What is asked:
Which lines hold the word "TypeScript"? Copy each of them.

— Start of Material supplied —

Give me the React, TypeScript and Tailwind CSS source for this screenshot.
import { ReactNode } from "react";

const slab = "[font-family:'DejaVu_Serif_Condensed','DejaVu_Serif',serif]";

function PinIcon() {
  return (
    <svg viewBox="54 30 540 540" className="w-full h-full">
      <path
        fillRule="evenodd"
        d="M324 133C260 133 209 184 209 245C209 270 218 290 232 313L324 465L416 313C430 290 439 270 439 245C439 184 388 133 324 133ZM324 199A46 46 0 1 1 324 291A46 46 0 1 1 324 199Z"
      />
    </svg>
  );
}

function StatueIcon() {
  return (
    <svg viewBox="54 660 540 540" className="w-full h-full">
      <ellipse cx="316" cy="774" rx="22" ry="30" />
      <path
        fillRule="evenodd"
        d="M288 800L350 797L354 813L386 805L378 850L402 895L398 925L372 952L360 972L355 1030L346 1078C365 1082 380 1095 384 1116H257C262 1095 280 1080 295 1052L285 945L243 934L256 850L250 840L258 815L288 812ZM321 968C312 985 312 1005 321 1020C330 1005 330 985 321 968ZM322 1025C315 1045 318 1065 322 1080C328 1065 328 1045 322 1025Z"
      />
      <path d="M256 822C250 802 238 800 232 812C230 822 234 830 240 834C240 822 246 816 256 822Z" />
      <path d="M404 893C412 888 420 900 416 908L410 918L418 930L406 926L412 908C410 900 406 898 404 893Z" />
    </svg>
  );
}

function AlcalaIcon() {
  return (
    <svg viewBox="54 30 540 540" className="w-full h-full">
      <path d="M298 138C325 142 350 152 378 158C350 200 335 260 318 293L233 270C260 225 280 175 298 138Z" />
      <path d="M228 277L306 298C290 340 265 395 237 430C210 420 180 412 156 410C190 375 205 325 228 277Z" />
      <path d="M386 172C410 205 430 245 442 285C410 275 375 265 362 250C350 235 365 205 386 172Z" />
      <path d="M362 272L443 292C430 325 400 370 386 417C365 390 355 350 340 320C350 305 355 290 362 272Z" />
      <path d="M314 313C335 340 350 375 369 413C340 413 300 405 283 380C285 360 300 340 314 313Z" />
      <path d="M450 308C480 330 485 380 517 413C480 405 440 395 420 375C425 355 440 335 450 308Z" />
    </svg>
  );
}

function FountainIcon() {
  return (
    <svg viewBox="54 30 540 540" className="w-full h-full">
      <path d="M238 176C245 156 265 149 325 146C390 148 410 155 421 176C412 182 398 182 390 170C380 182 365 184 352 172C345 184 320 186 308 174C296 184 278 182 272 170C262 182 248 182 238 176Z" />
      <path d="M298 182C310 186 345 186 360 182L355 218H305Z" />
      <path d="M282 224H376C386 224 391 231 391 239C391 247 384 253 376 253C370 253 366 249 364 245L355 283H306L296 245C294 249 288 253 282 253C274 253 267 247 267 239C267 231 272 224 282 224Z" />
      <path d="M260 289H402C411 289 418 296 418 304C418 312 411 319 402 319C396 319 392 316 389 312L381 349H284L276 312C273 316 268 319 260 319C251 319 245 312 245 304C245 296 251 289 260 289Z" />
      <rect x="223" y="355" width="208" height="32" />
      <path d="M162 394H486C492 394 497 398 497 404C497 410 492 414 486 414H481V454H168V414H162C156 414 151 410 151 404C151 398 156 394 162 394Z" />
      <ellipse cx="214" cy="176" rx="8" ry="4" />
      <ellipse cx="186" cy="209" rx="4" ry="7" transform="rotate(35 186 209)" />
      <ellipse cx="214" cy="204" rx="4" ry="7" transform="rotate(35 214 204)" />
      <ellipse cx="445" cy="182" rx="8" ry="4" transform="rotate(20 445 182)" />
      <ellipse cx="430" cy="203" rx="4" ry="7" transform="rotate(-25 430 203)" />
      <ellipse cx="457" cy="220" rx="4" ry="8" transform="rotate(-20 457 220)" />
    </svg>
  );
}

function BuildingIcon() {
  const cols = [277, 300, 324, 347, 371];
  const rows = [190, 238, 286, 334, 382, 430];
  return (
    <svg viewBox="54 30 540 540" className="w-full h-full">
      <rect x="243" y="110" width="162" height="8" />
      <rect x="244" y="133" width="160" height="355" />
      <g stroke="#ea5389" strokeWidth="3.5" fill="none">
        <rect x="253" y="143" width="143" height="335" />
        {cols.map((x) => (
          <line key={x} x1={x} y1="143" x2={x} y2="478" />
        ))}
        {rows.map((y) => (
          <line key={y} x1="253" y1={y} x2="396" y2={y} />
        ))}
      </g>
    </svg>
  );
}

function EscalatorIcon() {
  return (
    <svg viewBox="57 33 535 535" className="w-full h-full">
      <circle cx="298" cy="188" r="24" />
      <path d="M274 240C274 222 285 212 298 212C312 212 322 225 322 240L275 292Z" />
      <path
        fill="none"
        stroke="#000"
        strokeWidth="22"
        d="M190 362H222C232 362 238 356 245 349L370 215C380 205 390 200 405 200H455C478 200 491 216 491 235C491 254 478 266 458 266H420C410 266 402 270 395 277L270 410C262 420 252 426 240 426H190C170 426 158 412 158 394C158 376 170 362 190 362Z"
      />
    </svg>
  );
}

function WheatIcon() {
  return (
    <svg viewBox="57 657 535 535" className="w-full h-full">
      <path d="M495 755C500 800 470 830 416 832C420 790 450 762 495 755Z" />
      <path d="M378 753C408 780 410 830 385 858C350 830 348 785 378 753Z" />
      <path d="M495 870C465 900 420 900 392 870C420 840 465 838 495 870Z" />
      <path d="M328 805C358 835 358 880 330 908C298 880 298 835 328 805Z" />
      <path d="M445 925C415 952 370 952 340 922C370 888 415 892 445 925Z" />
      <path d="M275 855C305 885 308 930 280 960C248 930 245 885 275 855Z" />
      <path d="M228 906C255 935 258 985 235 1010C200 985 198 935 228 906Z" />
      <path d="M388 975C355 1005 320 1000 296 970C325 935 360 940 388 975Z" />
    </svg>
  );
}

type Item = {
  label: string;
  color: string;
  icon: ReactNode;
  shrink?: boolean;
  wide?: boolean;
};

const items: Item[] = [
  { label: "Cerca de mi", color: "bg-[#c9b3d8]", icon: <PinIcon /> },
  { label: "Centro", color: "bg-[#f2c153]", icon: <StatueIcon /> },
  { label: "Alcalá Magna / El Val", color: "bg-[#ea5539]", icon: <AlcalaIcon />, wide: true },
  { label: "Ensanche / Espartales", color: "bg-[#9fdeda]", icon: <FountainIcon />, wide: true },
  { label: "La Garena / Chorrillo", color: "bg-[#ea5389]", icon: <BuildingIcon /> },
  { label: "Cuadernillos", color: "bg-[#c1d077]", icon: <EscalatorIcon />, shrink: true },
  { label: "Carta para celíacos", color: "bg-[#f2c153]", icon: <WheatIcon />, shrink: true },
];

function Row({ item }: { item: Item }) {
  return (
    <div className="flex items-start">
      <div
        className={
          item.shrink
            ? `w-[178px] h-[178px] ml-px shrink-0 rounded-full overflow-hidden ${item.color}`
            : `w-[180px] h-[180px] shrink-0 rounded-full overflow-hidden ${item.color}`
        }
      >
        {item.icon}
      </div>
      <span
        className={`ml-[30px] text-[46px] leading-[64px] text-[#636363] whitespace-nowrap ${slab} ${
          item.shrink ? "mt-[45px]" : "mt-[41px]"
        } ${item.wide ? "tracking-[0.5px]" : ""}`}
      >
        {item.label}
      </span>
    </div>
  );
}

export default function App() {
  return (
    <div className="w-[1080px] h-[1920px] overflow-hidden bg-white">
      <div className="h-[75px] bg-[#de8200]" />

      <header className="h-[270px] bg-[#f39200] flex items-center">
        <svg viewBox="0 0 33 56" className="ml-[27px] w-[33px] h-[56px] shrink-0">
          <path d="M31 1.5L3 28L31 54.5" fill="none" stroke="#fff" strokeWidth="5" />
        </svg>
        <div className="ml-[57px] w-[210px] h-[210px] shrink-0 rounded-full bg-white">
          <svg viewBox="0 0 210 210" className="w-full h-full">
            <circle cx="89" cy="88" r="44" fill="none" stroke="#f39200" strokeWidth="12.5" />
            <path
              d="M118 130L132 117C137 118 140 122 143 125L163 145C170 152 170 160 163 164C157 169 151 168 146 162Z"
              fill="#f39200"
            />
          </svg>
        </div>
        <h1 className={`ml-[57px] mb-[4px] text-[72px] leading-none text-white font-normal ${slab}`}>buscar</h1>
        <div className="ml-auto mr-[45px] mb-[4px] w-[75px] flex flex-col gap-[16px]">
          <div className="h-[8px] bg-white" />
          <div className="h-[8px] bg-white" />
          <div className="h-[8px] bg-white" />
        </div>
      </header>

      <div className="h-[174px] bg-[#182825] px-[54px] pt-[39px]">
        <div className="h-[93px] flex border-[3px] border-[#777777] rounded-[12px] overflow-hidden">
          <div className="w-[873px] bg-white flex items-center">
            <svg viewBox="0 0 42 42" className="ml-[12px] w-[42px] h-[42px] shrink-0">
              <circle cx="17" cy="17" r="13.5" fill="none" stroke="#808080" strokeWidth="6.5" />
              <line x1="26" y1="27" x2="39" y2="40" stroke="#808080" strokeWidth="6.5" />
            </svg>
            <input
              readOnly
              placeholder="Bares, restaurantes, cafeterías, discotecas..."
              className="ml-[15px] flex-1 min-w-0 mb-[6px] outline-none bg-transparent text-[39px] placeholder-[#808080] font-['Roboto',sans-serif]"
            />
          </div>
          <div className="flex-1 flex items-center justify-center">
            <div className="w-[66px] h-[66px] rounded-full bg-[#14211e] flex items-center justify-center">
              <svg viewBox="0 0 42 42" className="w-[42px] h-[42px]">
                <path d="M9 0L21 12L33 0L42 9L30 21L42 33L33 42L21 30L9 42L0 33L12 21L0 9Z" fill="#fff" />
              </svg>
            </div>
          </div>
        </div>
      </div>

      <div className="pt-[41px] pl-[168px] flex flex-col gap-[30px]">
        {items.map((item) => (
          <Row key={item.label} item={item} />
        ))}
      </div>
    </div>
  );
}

— End of Material supplied —
— Start of Material supplied —

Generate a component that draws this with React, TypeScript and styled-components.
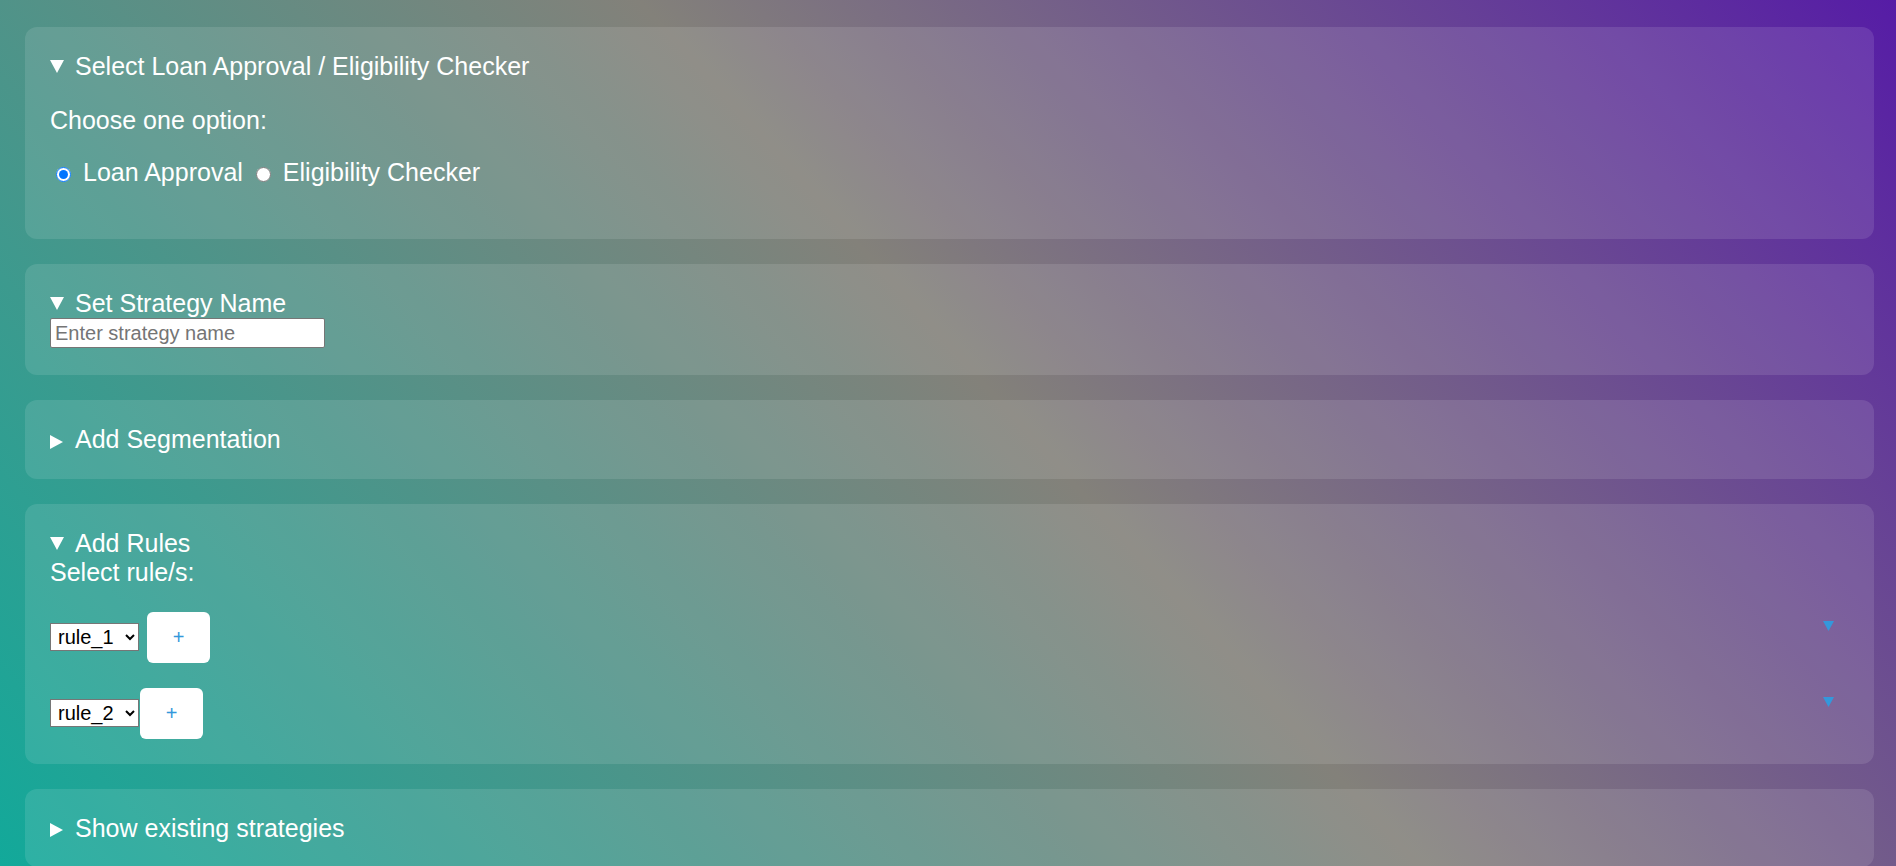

— End of Material supplied —

Full answer:
Give me the React, TypeScript and Tailwind CSS source for this screenshot.
Generate a component that draws this with React, TypeScript and styled-components.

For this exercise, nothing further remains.